+++ SUPPLIED RECORDS
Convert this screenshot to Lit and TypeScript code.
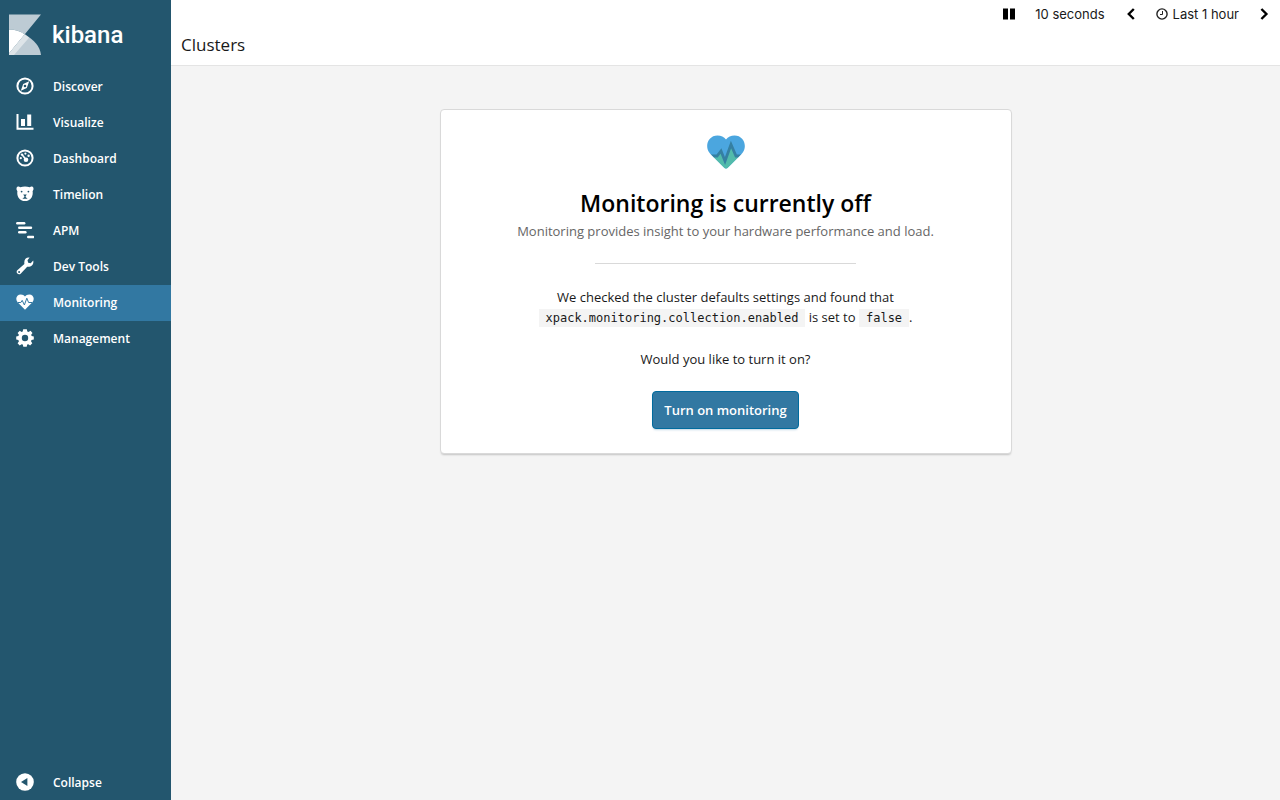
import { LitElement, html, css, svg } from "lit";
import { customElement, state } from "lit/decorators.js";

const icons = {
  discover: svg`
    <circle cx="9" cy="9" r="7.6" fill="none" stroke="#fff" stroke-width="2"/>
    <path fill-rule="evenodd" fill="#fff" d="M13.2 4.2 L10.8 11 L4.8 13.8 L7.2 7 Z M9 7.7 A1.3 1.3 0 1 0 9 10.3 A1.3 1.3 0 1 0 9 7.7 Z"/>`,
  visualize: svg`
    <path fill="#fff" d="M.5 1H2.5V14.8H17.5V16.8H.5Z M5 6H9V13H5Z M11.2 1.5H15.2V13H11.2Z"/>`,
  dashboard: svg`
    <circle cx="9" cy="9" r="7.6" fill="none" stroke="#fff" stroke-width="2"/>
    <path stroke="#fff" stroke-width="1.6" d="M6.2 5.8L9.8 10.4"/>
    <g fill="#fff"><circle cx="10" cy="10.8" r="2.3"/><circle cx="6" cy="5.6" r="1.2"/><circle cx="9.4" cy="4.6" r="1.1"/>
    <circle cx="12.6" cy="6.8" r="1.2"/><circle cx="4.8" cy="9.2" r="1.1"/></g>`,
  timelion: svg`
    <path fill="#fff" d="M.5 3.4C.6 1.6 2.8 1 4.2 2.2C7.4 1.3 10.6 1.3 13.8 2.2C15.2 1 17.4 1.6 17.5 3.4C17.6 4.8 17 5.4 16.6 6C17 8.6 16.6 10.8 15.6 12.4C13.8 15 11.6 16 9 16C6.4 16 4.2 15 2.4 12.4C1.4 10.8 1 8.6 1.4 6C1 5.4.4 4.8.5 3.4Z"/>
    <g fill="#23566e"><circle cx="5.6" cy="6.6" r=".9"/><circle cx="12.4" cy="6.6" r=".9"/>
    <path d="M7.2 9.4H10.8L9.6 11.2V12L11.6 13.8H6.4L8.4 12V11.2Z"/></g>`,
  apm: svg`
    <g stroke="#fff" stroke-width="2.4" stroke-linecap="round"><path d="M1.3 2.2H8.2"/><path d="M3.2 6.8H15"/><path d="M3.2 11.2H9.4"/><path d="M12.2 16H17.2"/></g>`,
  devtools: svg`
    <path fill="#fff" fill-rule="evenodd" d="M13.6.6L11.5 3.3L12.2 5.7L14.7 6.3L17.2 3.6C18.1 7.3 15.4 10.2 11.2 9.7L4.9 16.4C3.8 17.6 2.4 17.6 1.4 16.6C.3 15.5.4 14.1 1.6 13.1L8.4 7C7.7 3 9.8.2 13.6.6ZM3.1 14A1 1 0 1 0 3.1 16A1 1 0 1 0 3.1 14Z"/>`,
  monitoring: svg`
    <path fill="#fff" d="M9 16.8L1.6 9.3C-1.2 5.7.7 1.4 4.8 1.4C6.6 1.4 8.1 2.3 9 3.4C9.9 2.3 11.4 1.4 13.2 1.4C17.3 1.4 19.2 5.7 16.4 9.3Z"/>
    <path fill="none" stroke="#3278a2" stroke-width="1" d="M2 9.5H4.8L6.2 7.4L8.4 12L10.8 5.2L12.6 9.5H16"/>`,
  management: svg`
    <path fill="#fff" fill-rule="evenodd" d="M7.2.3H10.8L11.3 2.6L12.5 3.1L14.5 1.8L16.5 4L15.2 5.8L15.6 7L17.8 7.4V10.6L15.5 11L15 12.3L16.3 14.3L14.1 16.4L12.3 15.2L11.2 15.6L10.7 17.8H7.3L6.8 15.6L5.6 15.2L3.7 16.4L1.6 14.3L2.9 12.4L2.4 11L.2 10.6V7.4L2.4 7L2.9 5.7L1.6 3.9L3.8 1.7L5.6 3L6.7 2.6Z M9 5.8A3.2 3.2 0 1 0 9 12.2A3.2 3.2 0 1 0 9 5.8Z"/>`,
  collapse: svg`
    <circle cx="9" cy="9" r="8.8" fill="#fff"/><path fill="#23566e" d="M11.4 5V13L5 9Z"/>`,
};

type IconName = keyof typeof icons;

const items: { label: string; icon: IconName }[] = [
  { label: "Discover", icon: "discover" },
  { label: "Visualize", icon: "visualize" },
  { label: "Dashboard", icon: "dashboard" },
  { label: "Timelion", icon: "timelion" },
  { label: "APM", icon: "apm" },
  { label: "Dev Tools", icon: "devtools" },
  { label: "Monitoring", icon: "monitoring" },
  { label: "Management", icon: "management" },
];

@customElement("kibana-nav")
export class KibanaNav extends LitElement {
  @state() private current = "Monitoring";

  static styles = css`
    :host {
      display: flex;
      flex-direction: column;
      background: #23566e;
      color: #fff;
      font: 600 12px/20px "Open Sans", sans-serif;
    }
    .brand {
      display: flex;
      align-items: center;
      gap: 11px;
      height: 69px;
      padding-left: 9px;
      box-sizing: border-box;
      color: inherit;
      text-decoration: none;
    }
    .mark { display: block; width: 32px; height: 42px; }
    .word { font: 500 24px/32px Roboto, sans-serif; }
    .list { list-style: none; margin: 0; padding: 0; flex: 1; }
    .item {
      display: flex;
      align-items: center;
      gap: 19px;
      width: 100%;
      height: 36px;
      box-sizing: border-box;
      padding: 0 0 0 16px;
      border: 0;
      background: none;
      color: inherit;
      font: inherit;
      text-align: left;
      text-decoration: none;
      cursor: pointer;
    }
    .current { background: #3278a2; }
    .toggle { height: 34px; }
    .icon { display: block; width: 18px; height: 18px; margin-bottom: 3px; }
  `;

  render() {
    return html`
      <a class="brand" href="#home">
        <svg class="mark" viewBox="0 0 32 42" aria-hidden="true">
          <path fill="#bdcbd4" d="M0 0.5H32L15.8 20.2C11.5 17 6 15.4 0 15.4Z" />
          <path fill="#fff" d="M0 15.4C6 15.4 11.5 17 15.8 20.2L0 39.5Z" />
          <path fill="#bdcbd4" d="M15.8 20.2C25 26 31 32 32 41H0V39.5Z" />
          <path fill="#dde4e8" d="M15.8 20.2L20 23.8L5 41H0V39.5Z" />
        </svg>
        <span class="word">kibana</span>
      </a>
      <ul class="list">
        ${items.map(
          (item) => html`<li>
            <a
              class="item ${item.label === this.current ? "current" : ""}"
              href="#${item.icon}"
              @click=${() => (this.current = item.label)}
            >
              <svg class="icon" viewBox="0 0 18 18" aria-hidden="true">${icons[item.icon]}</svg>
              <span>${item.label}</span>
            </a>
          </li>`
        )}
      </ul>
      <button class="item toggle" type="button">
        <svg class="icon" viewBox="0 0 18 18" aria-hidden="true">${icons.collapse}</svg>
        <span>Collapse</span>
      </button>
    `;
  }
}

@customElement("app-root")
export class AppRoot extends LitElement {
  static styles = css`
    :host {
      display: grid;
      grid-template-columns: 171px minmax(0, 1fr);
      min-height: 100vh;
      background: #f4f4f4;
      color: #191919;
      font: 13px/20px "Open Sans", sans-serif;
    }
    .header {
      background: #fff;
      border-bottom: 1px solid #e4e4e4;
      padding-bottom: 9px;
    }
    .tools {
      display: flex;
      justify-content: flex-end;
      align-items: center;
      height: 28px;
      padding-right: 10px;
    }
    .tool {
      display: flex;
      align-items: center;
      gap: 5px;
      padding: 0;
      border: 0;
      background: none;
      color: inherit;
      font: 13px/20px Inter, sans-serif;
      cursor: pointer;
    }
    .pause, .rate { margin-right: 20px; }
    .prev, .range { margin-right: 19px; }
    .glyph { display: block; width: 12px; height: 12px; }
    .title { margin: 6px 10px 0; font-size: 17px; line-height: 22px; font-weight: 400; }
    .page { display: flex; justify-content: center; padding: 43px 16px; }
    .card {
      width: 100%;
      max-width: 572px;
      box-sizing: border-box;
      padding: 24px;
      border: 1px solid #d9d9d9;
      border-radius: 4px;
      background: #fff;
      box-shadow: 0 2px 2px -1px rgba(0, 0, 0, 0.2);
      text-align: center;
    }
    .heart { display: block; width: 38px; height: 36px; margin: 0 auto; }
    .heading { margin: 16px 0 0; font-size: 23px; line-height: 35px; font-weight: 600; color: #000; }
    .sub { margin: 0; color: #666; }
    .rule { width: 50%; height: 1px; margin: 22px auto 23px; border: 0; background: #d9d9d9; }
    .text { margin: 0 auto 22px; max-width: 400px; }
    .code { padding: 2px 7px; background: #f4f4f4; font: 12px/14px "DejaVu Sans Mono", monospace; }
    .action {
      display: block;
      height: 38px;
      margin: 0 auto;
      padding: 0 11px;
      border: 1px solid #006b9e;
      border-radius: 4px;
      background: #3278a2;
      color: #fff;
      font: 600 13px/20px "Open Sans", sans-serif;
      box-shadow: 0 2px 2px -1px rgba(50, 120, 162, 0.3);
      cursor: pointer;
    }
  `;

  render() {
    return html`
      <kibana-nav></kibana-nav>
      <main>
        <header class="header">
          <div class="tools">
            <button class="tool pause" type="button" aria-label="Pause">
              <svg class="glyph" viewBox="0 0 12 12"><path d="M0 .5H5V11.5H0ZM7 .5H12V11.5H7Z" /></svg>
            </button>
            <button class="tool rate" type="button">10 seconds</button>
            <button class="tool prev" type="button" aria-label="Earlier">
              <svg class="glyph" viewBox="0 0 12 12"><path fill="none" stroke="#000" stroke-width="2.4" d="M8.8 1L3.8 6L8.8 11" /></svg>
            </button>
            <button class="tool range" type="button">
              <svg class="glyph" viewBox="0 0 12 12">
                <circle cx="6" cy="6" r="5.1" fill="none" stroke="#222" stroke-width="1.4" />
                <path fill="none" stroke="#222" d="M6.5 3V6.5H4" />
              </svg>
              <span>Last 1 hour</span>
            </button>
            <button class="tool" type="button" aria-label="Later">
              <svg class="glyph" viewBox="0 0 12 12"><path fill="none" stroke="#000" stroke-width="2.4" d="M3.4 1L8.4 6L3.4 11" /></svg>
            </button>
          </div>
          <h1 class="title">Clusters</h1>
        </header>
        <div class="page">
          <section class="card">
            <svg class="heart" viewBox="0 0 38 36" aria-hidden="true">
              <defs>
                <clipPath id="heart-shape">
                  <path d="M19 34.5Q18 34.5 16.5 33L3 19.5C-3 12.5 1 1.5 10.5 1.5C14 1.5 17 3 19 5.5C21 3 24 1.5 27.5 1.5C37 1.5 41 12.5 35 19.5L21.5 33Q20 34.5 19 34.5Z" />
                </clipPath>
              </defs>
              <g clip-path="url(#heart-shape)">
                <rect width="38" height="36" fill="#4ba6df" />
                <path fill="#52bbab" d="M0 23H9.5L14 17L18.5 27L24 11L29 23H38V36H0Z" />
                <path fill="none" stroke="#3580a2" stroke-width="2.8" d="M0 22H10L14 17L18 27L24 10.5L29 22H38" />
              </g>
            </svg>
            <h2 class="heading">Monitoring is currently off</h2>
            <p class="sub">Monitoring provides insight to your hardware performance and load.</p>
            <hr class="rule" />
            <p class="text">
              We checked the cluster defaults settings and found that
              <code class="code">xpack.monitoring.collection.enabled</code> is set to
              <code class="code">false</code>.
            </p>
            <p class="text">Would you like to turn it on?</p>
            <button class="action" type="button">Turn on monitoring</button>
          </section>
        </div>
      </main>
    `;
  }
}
++++++
+++ SUPPLIED RECORDS
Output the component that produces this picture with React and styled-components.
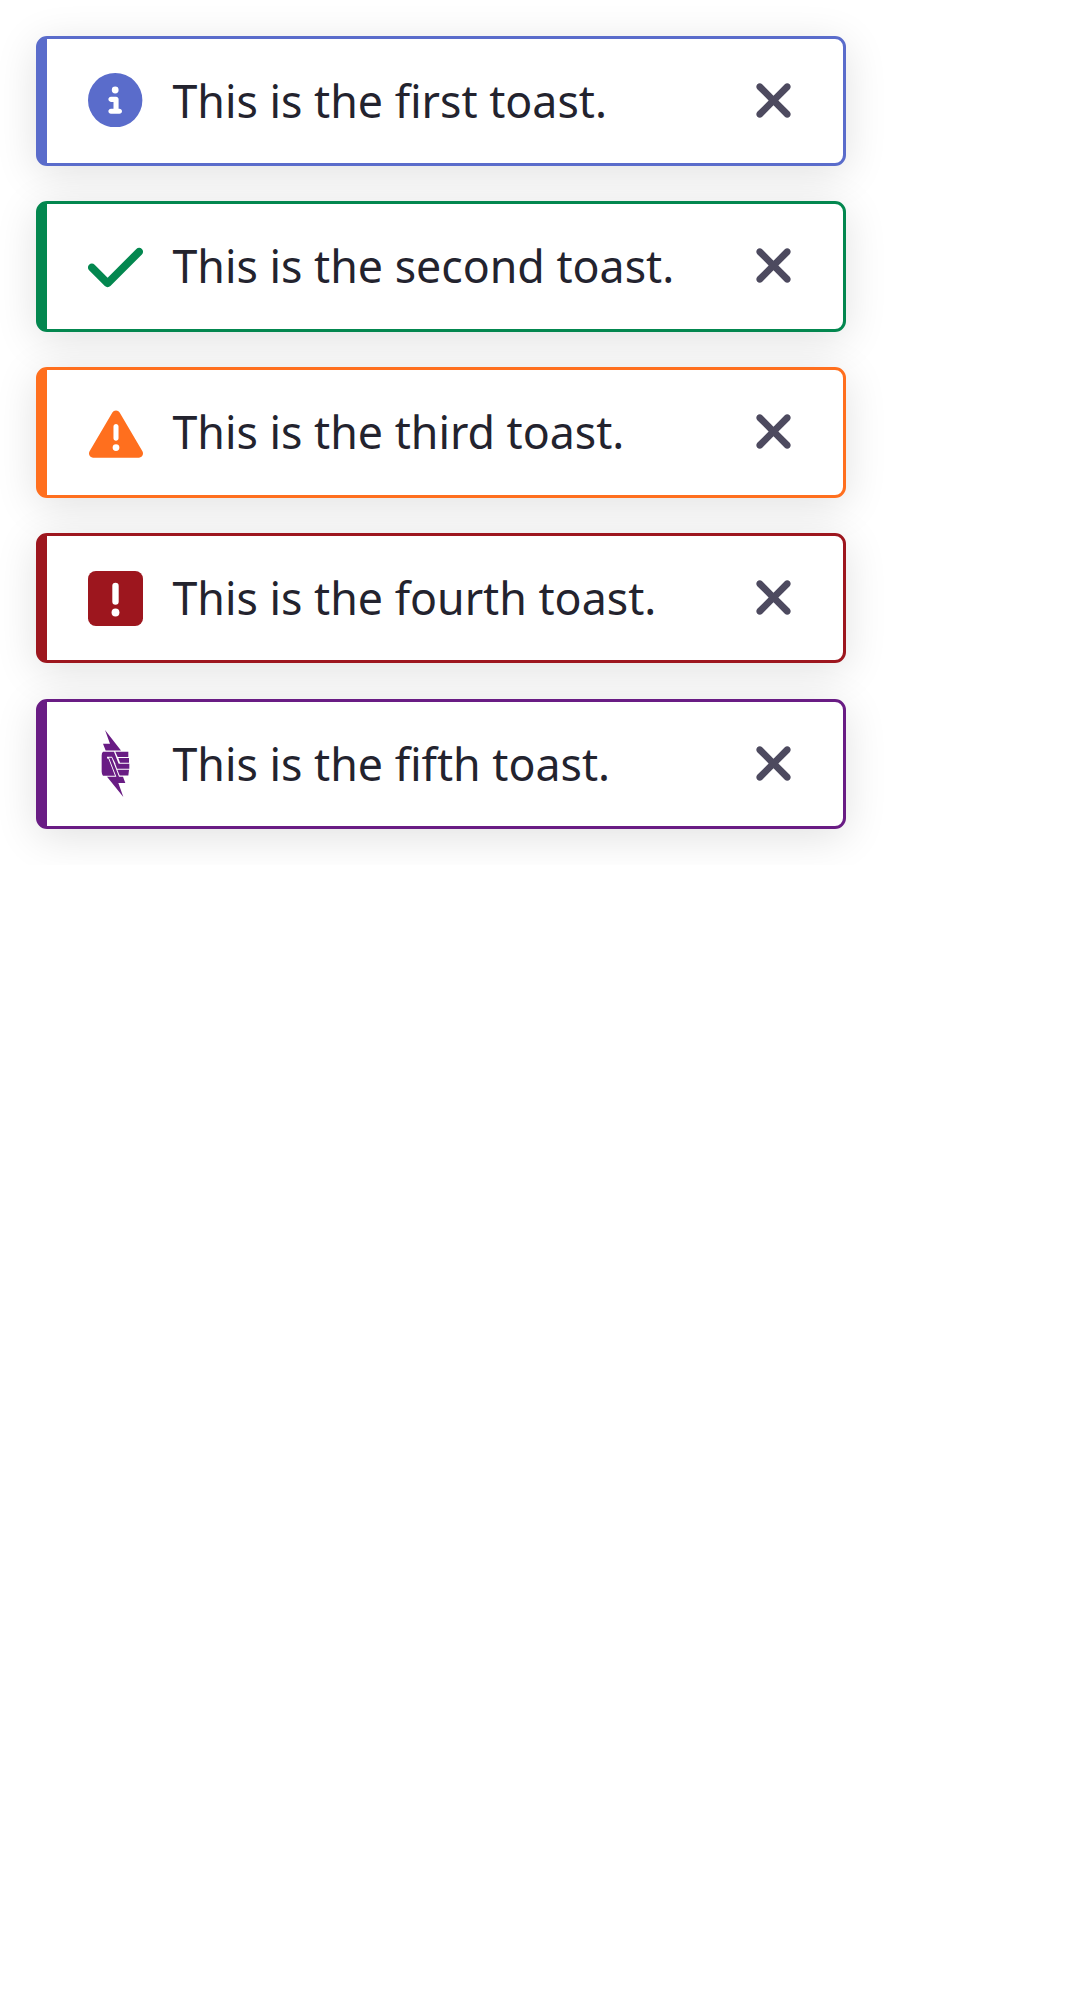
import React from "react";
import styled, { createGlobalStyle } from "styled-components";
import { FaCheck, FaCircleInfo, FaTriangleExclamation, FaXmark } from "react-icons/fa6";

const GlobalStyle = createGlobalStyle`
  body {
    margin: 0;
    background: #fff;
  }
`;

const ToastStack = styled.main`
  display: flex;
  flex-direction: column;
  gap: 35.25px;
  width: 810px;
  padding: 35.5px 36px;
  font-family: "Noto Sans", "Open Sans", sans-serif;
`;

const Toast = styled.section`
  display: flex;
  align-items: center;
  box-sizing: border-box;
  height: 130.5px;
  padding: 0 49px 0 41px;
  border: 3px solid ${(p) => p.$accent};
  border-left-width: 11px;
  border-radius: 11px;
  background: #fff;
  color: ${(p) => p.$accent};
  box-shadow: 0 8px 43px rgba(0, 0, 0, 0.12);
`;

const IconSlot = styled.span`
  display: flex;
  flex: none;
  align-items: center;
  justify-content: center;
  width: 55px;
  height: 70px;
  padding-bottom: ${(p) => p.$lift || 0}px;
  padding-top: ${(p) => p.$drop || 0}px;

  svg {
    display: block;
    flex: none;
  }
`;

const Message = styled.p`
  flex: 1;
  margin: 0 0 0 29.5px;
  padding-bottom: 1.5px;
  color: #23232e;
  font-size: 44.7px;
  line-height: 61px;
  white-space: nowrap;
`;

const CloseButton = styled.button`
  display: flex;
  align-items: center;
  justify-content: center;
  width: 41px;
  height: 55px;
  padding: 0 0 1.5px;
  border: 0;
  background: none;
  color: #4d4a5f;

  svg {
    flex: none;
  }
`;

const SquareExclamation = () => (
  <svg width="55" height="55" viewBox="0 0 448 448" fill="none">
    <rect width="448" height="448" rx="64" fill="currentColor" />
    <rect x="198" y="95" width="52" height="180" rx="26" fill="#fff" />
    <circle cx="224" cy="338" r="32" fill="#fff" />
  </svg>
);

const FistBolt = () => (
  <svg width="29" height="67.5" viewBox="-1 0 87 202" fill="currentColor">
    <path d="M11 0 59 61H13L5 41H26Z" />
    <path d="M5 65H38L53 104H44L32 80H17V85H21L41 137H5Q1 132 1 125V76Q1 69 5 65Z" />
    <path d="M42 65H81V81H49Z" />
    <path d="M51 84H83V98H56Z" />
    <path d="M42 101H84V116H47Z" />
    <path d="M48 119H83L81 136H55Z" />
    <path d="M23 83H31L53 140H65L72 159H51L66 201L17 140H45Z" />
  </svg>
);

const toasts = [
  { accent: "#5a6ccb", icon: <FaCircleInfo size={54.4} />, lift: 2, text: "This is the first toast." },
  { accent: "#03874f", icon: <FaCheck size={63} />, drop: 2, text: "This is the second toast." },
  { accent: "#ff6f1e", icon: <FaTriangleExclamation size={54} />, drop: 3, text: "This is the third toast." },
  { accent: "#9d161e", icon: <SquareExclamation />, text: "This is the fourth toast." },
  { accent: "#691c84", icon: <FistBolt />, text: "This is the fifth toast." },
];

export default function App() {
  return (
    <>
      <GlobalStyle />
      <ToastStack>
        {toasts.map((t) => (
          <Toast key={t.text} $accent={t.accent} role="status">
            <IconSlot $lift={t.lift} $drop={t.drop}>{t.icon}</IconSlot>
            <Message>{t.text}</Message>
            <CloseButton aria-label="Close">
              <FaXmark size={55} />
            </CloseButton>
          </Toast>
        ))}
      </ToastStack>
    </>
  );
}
++++++
## AIM OF THE TASK
Find all lines where the word "that" appears. Copy them.

## THE RESPONSE
              We checked the cluster defaults settings and found that
Output the component that produces this picture with React and styled-components.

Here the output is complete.